The Catholic Social Justice Statement for 2011-2012 was launched in Sydney yesterday.
In the Statement, the Catholic Bishops of Australia urge all Australians to think about the conditions in our prisons, and to ask who are most likely to find themselves there and why.
The Statement, titled Building Bridges, Not Walls: Prisons and the justice system, points out that between 1984 and 2008, while rates of crime either stayed steady or fell, the number of Australians in prison per 100,000 people almost doubled. The majority of Australian prisoners come from the most disadvantaged sections of the community: the underprivileged, those suffering from mental illness, and especially Indigenous people, who make up about 2.3 per cent of the Australian population but about a quarter of those in prison. The incarceration rate for young Indigenous people is even higher.
The disproportionate growth in imprisonment has come about in part because of repeated law-and-order election campaigns and sensationalist reporting, which encourage the idea that crime is out of control.
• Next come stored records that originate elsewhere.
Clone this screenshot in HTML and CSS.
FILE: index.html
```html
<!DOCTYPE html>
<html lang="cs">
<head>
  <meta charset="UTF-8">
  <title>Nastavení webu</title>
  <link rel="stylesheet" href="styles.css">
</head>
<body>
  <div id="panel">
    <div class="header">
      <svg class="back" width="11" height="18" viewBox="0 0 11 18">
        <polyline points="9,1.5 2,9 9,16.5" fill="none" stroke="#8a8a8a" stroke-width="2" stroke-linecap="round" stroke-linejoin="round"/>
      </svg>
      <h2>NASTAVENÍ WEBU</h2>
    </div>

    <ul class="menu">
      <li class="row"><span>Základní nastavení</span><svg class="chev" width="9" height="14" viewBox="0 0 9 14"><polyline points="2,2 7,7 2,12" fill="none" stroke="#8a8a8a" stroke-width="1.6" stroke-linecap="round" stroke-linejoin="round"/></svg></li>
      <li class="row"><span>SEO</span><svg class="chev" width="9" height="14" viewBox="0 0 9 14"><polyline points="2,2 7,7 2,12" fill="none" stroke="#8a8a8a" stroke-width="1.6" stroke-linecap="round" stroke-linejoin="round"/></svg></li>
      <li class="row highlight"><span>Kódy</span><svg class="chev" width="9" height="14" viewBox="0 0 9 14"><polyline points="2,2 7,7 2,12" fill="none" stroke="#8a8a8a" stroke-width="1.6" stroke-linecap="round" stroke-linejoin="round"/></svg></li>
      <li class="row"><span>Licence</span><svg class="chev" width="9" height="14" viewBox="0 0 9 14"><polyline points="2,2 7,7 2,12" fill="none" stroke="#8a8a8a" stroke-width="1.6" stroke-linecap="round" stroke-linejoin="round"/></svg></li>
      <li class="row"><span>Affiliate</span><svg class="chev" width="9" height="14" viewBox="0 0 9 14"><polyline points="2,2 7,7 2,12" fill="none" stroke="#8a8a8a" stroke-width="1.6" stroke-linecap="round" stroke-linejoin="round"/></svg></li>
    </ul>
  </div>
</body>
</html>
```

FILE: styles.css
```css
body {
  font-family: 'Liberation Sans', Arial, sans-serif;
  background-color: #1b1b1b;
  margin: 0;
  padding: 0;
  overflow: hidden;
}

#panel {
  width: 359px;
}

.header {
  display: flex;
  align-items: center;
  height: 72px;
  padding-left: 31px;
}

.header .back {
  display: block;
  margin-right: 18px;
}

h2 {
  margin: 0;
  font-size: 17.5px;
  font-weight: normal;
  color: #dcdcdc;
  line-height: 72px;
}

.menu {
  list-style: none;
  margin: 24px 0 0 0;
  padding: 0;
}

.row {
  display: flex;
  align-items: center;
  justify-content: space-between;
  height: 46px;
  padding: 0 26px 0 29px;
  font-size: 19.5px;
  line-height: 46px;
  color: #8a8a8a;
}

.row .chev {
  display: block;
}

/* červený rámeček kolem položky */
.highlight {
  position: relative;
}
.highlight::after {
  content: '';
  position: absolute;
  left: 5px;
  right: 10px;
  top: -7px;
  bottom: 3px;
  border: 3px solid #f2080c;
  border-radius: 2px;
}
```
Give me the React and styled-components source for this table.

Certainly there will always be a need for prisons, but it is time for Australians to ask what they expect from their prison systems. Is jail simply somewhere to warehouse wrongdoers until they have served their sentences, or can it be a place where inmates learn to become responsible members of the wider society? How can we support those who have committed no crime but suffer terribly because their loved ones are incarcerated? This is an issue that especially affects children with a parent who has been imprisoned.
And what can we do to support those who have paid their debt to society but must overcome obstacles to finding work, a place to live and a place in our community?
The Statement celebrates the work of chaplains and all who work to bring hope and support to prisoners.
Jesus Christ never neglected outcasts and criminals – in fact, he sought them out to bring them his message of salvation and redemption. Inspired by the message and ministry of Jesus, the bishops present us with five challenges: to confront fear campaigns about law and order; to address the social factors that contribute to crime; to maintain the dignity of prisoners; to help prisoners after release; and to seek practical alternatives to imprisonment.
No crime can diminish the fact that we are all created in the image and likeness of God. In our parishes and our communities, let us consider how we can make a difference for those in prison and seeking bridges to a new life.